* START Excerpted data *

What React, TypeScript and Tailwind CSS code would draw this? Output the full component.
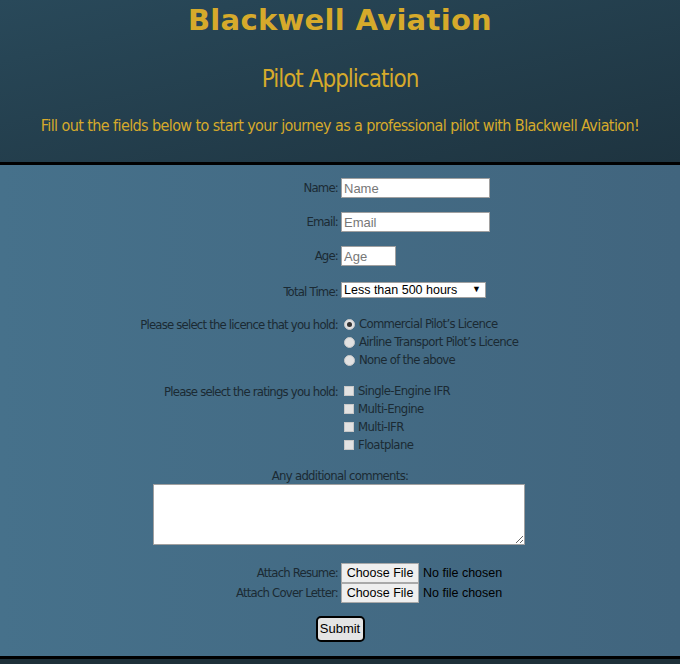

* END Excerpted data *
* START Excerpted data *

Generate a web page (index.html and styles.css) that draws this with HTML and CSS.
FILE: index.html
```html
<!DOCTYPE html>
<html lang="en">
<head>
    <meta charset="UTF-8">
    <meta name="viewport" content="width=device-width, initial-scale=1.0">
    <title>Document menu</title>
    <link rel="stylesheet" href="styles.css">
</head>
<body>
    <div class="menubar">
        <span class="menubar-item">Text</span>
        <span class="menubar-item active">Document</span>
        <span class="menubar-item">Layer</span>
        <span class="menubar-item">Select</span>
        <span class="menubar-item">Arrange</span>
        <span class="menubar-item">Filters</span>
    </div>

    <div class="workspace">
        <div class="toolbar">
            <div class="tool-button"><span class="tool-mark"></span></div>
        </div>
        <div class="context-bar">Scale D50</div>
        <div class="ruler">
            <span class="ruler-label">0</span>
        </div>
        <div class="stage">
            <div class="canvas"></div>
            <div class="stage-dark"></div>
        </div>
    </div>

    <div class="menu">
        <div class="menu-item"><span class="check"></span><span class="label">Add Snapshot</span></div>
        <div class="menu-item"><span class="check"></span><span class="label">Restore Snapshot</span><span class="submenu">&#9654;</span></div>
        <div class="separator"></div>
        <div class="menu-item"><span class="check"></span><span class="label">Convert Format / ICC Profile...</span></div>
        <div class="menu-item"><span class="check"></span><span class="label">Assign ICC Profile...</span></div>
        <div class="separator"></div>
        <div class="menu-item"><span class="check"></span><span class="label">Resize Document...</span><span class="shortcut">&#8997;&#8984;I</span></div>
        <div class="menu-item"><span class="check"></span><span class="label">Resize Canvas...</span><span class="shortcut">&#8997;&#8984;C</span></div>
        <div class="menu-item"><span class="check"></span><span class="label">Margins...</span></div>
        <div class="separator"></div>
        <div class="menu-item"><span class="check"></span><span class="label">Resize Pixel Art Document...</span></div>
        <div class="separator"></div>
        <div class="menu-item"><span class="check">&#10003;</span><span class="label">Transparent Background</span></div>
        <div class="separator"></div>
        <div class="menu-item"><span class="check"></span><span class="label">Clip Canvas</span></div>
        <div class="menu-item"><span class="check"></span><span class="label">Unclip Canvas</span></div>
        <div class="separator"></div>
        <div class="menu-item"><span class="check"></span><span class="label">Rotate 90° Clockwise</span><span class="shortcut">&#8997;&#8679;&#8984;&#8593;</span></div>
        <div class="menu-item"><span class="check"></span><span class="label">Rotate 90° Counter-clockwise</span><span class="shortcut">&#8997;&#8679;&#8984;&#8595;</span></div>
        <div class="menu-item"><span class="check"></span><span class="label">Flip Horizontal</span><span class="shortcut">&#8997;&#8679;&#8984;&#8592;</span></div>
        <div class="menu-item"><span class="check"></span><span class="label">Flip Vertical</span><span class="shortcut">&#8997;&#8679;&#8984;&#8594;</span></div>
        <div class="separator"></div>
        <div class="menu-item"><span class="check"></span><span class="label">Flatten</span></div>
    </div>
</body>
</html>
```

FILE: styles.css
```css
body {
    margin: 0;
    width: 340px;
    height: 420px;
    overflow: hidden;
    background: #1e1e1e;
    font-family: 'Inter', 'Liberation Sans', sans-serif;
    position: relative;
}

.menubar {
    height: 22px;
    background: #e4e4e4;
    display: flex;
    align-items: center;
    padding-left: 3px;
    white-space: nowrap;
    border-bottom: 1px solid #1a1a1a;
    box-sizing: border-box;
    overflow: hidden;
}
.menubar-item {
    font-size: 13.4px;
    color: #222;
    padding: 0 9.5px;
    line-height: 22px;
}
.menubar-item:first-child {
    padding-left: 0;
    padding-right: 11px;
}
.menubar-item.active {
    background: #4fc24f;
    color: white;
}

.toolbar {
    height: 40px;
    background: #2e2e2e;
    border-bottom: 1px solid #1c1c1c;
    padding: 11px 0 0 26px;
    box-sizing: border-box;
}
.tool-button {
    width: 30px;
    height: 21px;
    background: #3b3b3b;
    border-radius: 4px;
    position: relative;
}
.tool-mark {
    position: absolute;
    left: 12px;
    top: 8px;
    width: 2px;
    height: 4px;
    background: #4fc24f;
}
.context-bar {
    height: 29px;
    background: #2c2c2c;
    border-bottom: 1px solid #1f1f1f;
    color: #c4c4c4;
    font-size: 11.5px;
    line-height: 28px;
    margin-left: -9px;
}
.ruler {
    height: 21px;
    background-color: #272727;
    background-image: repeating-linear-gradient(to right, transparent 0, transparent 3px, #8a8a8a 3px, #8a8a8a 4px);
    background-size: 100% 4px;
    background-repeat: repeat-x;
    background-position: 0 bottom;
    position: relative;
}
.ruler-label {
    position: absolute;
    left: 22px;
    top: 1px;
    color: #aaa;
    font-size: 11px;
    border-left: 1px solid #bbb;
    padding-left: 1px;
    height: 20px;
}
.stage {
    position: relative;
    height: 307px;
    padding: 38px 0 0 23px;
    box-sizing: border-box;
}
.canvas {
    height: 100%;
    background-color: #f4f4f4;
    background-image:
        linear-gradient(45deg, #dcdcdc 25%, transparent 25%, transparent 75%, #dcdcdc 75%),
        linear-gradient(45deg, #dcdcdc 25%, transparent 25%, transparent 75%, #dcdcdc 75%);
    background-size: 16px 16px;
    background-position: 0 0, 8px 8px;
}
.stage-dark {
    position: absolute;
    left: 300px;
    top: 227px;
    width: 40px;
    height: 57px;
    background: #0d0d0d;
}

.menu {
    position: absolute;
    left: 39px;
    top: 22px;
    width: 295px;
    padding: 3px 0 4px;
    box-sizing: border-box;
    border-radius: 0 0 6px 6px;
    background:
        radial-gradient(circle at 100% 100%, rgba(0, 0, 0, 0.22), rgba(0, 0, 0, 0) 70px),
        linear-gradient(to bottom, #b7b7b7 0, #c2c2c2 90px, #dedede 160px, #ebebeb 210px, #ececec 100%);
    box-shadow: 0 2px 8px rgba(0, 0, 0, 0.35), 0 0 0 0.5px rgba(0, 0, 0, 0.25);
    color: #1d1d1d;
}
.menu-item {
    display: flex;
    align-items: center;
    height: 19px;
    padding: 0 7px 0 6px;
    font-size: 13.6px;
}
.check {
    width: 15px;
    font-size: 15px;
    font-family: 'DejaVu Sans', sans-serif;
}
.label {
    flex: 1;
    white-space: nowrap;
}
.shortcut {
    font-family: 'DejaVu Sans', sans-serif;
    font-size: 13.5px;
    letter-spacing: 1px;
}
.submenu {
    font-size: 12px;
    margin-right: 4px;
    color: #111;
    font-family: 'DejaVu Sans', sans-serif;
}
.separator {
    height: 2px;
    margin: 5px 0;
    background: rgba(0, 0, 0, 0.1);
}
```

* END Excerpted data *

### Your task:
Tally up the lines in the records containing the word "index", then give the count and nothing else.

### The output:
2